___ ROWS ___

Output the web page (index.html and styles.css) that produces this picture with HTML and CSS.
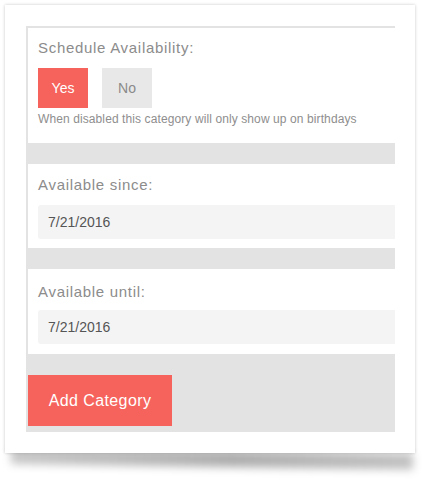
FILE: index.html
```html
<!DOCTYPE html>
<html>
<head>
<meta charset="utf-8">
<link rel="stylesheet" href="styles.css">
</head>
<body>
<div class="stage">
  <div class="card">
    <div class="form">
      <section class="block block-schedule">
        <div class="label">Schedule Availability:</div>
        <div class="toggle">
          <button class="opt opt-on">Yes</button>
          <button class="opt opt-off">No</button>
        </div>
        <div class="hint">When disabled this category will only show up on birthdays</div>
      </section>
      <div class="gap"></div>
      <section class="block block-date">
        <div class="label">Available since:</div>
        <div class="input">7/21/2016</div>
      </section>
      <div class="gap"></div>
      <section class="block block-date block-last">
        <div class="label">Available until:</div>
        <div class="input">7/21/2016</div>
      </section>
      <div class="actions">
        <button class="submit">Add Category</button>
      </div>
    </div>
  </div>
</div>
</body>
</html>
```

FILE: styles.css
```css
html, body {
  margin: 0;
  padding: 0;
  background: #ffffff;
}
body {
  font-family: "Liberation Sans", Arial, sans-serif;
  width: 429px;
  height: 483px;
  overflow: hidden;
}
.stage {
  position: relative;
  z-index: 0;
  padding: 5px 0 0 5px;
}
.card {
  position: relative;
  width: 410px;
  height: 448px;
  box-sizing: border-box;
  background: #ffffff;
  padding: 21px 20px 0 21px;
  box-shadow: 0 0 3px rgba(0,0,0,0.22);
}
.card::after {
  content: "";
  position: absolute;
  left: 6px;
  right: 2px;
  bottom: -11px;
  height: 16px;
  background: linear-gradient(90deg, rgba(0,0,0,0.22), rgba(0,0,0,0.32) 55%, rgba(0,0,0,0.24));
  filter: blur(4px);
  transform: skewY(0.8deg);
  transform-origin: left top;
  z-index: -1;
}
.form {
  background: #e3e3e3;
  padding: 2px 0 6px 2px;
}
.block {
  background: #ffffff;
  padding: 10px 0 16px 10px;
}
.label {
  font-size: 15px;
  line-height: 20px;
  color: #8c8c8c;
  letter-spacing: 0.7px;
}
.toggle {
  display: flex;
  gap: 14px;
  margin-top: 10px;
}
.opt {
  width: 50px;
  height: 40px;
  border: 0;
  padding: 0;
  font-family: inherit;
  font-size: 14px;
}
.opt-on {
  background: #f6635c;
  color: #ffffff;
}
.opt-off {
  background: #e8e8e8;
  color: #8a8a8a;
}
.hint {
  margin-top: 3px;
  font-size: 12px;
  line-height: 16px;
  color: #8e8e8e;
  letter-spacing: 0.1px;
}
.gap {
  height: 21px;
}
.block-date {
  padding: 11px 0 9px 10px;
}
.block-last {
  padding: 13px 0 10px 10px;
}
.input {
  margin-top: 10px;
  height: 34px;
  box-sizing: border-box;
  background: #f4f4f4;
  border-radius: 3px 0 0 3px;
  padding-left: 10px;
  font-size: 14px;
  line-height: 34px;
  color: #555555;
}
.block-last .input {
  margin-top: 8px;
}
.actions {
  padding-top: 21px;
}
.submit {
  display: block;
  width: 144px;
  height: 51px;
  border: 0;
  padding: 0;
  background: #f6635c;
  color: #ffffff;
  font-family: inherit;
  font-size: 16px;
  letter-spacing: 0.4px;
}
```
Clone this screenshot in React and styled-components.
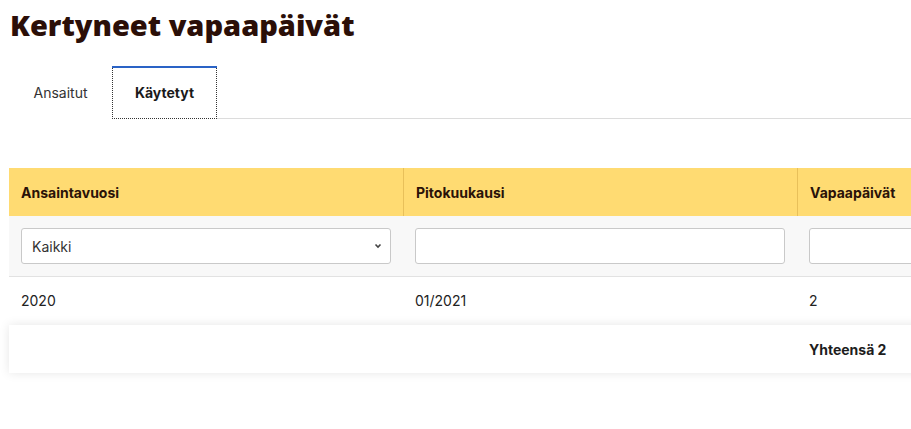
import styled, { createGlobalStyle } from 'styled-components';
import { useState } from 'react';

const GlobalStyle = createGlobalStyle`
  html {
    overflow: hidden;
  }
  body {
    margin: 0;
    padding: 0;
    background: #fff;
    font-family: Inter, "Noto Sans", sans-serif;
    color: #222;
  }
`;

const Page = styled.div`
  padding: 0 0 40px 9px;
  width: 1300px;
`;

const Title = styled.h1`
  font-family: "Open Sans", "Noto Sans", sans-serif;
  font-weight: 800;
  font-size: 29px;
  color: #2b0f08;
  margin: 0;
  padding: 5px 0 0 1px;
  line-height: 40px;
`;

const Tabs = styled.div`
  display: flex;
  margin-top: 21px;
  border-bottom: 1px solid #dcdcdc;
  width: 902px;
`;

const Tab = styled.button`
  position: relative;
  font-family: Inter, "Noto Sans", sans-serif;
  font-size: 14px;
  font-weight: ${p => (p.active ? 700 : 400)};
  color: ${p => (p.active ? '#1a1a1a' : '#333')};
  background: #fff;
  height: 53px;
  width: ${p => (p.active ? '105px' : '103px')};
  padding: 0;
  border: none;
  outline: ${p => (p.active ? '1px dotted #333' : 'none')};
  outline-offset: -1px;
  margin-bottom: -1px;
  cursor: pointer;

  &::before {
    content: '';
    display: ${p => (p.active ? 'block' : 'none')};
    position: absolute;
    left: 0;
    right: 0;
    top: 0;
    height: 2px;
    background: #2a63c6;
  }
`;

const Table = styled.div`
  margin-top: 49px;
  width: 1182px;
`;

const HeadRow = styled.div`
  display: grid;
  grid-template-columns: repeat(3, 394px);
  background: #ffdb72;
  height: 48px;
`;

const HeadCell = styled.div`
  display: flex;
  align-items: center;
  padding: 0 12px;
  font-size: 14px;
  font-weight: 700;
  color: #2a1208;
  border-left: ${p => (p.first ? 'none' : '1px solid #e8c05a')};
`;

const FilterRow = styled.div`
  display: grid;
  grid-template-columns: repeat(3, 394px);
  background: #f8f8f8;
  height: 60px;
  border-bottom: 1px solid #e2e2e2;
`;

const FilterCell = styled.div`
  display: flex;
  align-items: center;
  padding: 0 12px;
`;

const SelectBox = styled.div`
  position: relative;
  width: 100%;
`;

const Select = styled.select`
  appearance: none;
  width: 100%;
  height: 36px;
  border: 1px solid #c9c9c9;
  border-radius: 3px;
  background: #fff;
  font-family: Inter, "Noto Sans", sans-serif;
  font-size: 14px;
  color: #333;
  padding: 0 10px;
`;

const Chevron = styled.svg`
  position: absolute;
  right: 9px;
  top: 15px;
  pointer-events: none;
`;

const Input = styled.input`
  width: 100%;
  height: 36px;
  box-sizing: border-box;
  border: 1px solid #c9c9c9;
  border-radius: 3px;
  background: #fff;
`;

const DataRow = styled.div`
  display: grid;
  grid-template-columns: repeat(3, 394px);
  height: 46px;
  align-items: center;
  font-size: 14px;
  color: #222;
`;

const Cell = styled.div`
  padding: 0 12px;
`;

const Footer = styled.div`
  display: grid;
  grid-template-columns: repeat(3, 394px);
  height: 48px;
  margin-top: 2px;
  align-items: center;
  background: #fff;
  box-shadow: 0 0 10px rgba(0, 0, 0, 0.1);
  font-size: 14px;
  font-weight: 700;
  color: #1d1d1d;
`;

export default function App() {
  const [tab, setTab] = useState('kaytetyt');
  return (
    <Page>
      <GlobalStyle />
      <Title>Kertyneet vapaapäivät</Title>
      <Tabs>
        <Tab active={tab === 'ansaitut'} onClick={() => setTab('ansaitut')}>Ansaitut</Tab>
        <Tab active={tab === 'kaytetyt'} onClick={() => setTab('kaytetyt')}>Käytetyt</Tab>
      </Tabs>
      <Table>
        <HeadRow>
          <HeadCell first>Ansaintavuosi</HeadCell>
          <HeadCell>Pitokuukausi</HeadCell>
          <HeadCell>Vapaapäivät</HeadCell>
        </HeadRow>
        <FilterRow>
          <FilterCell>
            <SelectBox>
              <Select defaultValue="all">
                <option value="all">Kaikki</option>
                <option value="2020">2020</option>
              </Select>
              <Chevron width="8" height="6" viewBox="0 0 8 6">
                <path d="M1.5 1.5 L4 4 L6.5 1.5" fill="none" stroke="#444" strokeWidth="1.6" />
              </Chevron>
            </SelectBox>
          </FilterCell>
          <FilterCell><Input /></FilterCell>
          <FilterCell><Input /></FilterCell>
        </FilterRow>
        <DataRow>
          <Cell>2020</Cell>
          <Cell>01/2021</Cell>
          <Cell>2</Cell>
        </DataRow>
        <Footer>
          <Cell />
          <Cell />
          <Cell>Yhteensä 2</Cell>
        </Footer>
      </Table>
    </Page>
  );
}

___

• **WHAT YOU SHOULD DO**
Work through the records line by line and tally those with the word "index". Report only the total.

• **EXERCISE OUTPUT**
4